The CBR pilot will run to the end of 2014. Take-up has so far been relatively low. Those taking part ‘expressed positive views regarding the handling of the first CBR cases. They also acknowledged the need to give more visibility to this project in order to raise more awareness among business, in particular SMEs. The participating Member States and the business representatives also expressed the wish that more – or even all – Member States become involved in this initiative.’

Obtaining a CBR

A request is filed with the tax authorities in the participating Member State where the person making the request is VAT-registered and must comply with the conditions for national VAT rulings. Where two or more persons are involved, the request should be by one of them acting on behalf of the others.

The request must be accompanied by a translation into the official language of the other Member State(s) concerned, or by another translation into a language which that Member State will accept as set down in the Information Notice.

Why has the CBR project not been a great success so far?

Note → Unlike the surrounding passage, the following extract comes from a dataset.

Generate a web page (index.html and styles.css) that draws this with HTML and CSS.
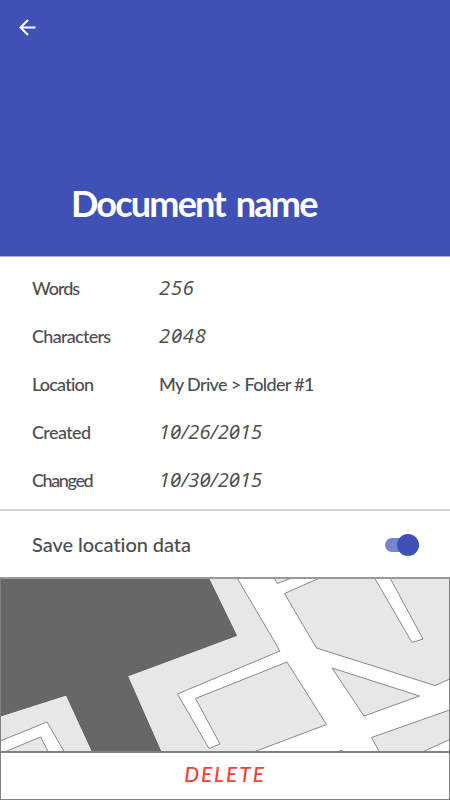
FILE: index.html
```html
<!DOCTYPE html>
<html lang="en">
<head>
<meta charset="utf-8">
<title>Document name</title>
<link rel="stylesheet" href="styles.css">
</head>
<body>
<main class="screen">
  <header class="header">
    <svg class="back" viewBox="0 0 18 18" role="img" aria-label="Back"><path d="M16.500 9.500H1.800M9 2L1.500 9.500L9 17"/></svg>
    <h1 class="title">Document name</h1>
  </header>
  <dl class="details">
    <dt class="words">Words</dt><dd class="count">256</dd>
    <dt class="characters">Characters</dt><dd class="count">2048</dd>
    <dt class="location">Location</dt><dd class="path">My Drive &gt; Folder #1</dd>
    <dt class="created">Created</dt><dd class="date">10/26/2015</dd>
    <dt class="changed">Changed</dt><dd class="date">10/30/2015</dd>
  </dl>
  <section class="setting">
    <span class="setting-label">Save location data</span>
    <span class="switch" role="switch" aria-checked="true" aria-label="Save location data"><span class="thumb"></span></span>
  </section>
  <svg class="map" viewBox="1 579 448 172" aria-hidden="true">
    <g class="block">
      <path d="M-1 577H236.500L280 651L177.500 694L209 748.500L220 744L195.500 698.500L287 662L326.500 724.500L251 753H-1Z"/>
      <path d="M273.500 577L277.500 583.500L294 577Z"/>
      <path d="M322 577L284.500 593.500L316.500 648L435 685.500L451 678.500V577Z"/>
      <path d="M332 668L419.500 696L364 716Z"/>
      <path d="M451 709.500L371.500 737.500L380 753H420L451 739Z"/>
      <path d="M334 753L342 750.300L344 753Z"/>
    </g>
    <g class="road">
      <path d="M374 577L412 642.500L423 639L389.500 577Z"/>
      <path d="M-1 741.500L47 722L65 753H49L40.500 737L2 753H-1Z"/>
    </g>
    <path class="area" d="M-1 577H208L236.500 635.500L127.500 676L161.500 753H93L66.300 695L-1 716.500Z"/>
  </svg>
  <button class="delete"><span>DELETE</span></button>
</main>
</body>
</html>
```
FILE: styles.css
```css
* { box-sizing: border-box; }
body {
  margin: 0;
  background: #fff;
  color: #4d4d4d;
  font-family: Lato, "Liberation Sans", sans-serif;
  font-weight: 500;
}
.screen { width: 450px; height: 800px; overflow: hidden; }
.header {
  display: flex;
  flex-direction: column;
  justify-content: space-between;
  height: 257px;
  padding: 18px 20px 30px 19px;
  background: #3f51b5;
  border-bottom: 1px solid #a3acda;
}
.back { width: 18px; height: 18px; fill: none; stroke: #fff; stroke-width: 2; }
.title {
  margin: 0 0 0 52px;
  color: #fff;
  font-size: 36px;
  line-height: 46px;
  font-weight: 700;
  letter-spacing: -1.8px;
  word-spacing: 4px;
  white-space: nowrap;
}
.details {
  display: grid;
  grid-template-columns: 127px 1fr;
  grid-auto-rows: 48px;
  align-items: center;
  height: 252px;
  margin: 0;
  padding: 7px 32px 5px;
  font-size: 18px;
  white-space: nowrap;
}
.details dd { margin: 0; }
.words { letter-spacing: -1px; }
.characters { letter-spacing: -0.7px; }
.location { letter-spacing: -0.8px; }
.created { letter-spacing: -0.6px; }
.changed { letter-spacing: -1.4px; }
.details .path { letter-spacing: -0.65px; }
.details .count, .details .date {
  padding-bottom: 2px;
  font-family: "Open Sans", Lato, sans-serif;
  font-feature-settings: "zero";
  font-style: italic;
  font-size: 20px;
  font-weight: 500;
}
.count { letter-spacing: 0.9px; }
.date { letter-spacing: 0.1px; }
.setting {
  display: flex;
  align-items: center;
  justify-content: space-between;
  height: 68px;
  padding: 0 31px 0 32px;
  border-top: 2px solid #d3d3d3;
}
.setting-label { font-size: 20px; letter-spacing: -0.05px; }
.switch {
  display: flex;
  align-items: center;
  justify-content: flex-end;
  width: 34px;
  height: 14px;
  margin-top: 2px;
  background: #7986cb;
  border-radius: 7px;
}
.thumb { flex: none; width: 22px; height: 22px; border-radius: 50%; background: #3f51b5; }
.map {
  display: block;
  width: 450px;
  height: 176px;
  border: solid #808080;
  border-width: 2px 1px;
  border-top-color: #999;
}
.block { fill: #e7e7e7; stroke: #898989; }
.road { fill: #fff; stroke: #898989; }
.area { fill: #676767; stroke: #5e5e5e; }
.delete {
  display: flex;
  align-items: center;
  justify-content: center;
  width: 450px;
  height: 47px;
  padding: 0 0 5px;
  border: solid #808080;
  border-width: 0 1px 1px;
  background: #fff;
  color: #f44336;
  font: italic 500 21px Lato, sans-serif;
  letter-spacing: 1.9px;
}
```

A number of possible explanations for the low take-up are set out in the mid-term review report from the Commission of June 2014 on the functioning of the CBR and the associated Information Notice.  These include:

  1. Data provided in a CBR request may be shared by the tax authorities of the Member States concerned.
  2. Consultations between the competent authorities of the Member States concerned will only take place if this is requested explicitly by the taxable person making the CBR request. Consultation does not guarantee that a CBR can be delivered as the Member States involved may not agree. The Commission has indicated – subject to available agenda time – an intention to raise cases where the Member States cannot agree with the VAT Committee under article 398 of directive 2006/112/EC.
  3. CBRs will only be given under the same conditions as national rulings and decisions. This means that if in a Member State ‘ruling’ is not binding then nor will a CBR be.
  4. No CBR will be given where the person concerned is being audited
  5. The time limits for responding to a CBR request are those applying to national rulings. This means that the process can be lengthy.
  6. Not all Member States participate in the CBR project.

What types of CBR request have been made to date?

It appears from Annex 2 to the Interim Report that CBRs requested so far have involved:

  • training courses/conferences
  • sales of SIM cards and ‘top ups’
  • repairs to property
  • separate supplies of machinery and tyres

Next steps

A meeting is to be organised at the end of the CBR project test period to discuss the following issues:

  • how to continue the project (assuming that it is continued)
  • involving other Member States
  • differences in Member States’ treatment of CBR requests, as a result of national ruling conditions
  • timescales for CBR requests and replies


The EU VAT Forum is pushing hard for the CBR project to be developed further, and for the issues identified above which are currently limiting its development to be dealt with.

One could imagine, in an ideal world, a system whereby, as for customs duty valuation questions or classification issues, a database is built accessible to business and Member States alike, containing a number of issues and their resolution, and binding on tax authorities which would enable businesses to expand outside their own Member State with certainty as to how their transactions will be treated for VAT purposes. This must be good news for business and for the EU economy as a whole and, as was said in an article in International Tax Review in November 2013:

‘The CBR test case is an historic EU development that offers something new, exciting and important – a platform for expanding the boundaries of communication, collaboration and coordination and for reducing the margins of uncertainty – a win both for business and for Member States’.

It would be interesting to hear feedback from VAT practitioners on why they feel the CBR project has not made more of an impact and what currently prevents them from using it.

Stephen Dale is the Partner in charge of Indirect Taxes at Landwell & Associés, law firm, member of the PwC international network, of which each member is a separate legal entity.

*** UPDATE – April 2015***

The CBR pilot has been extended and will now run until 30 September 2018.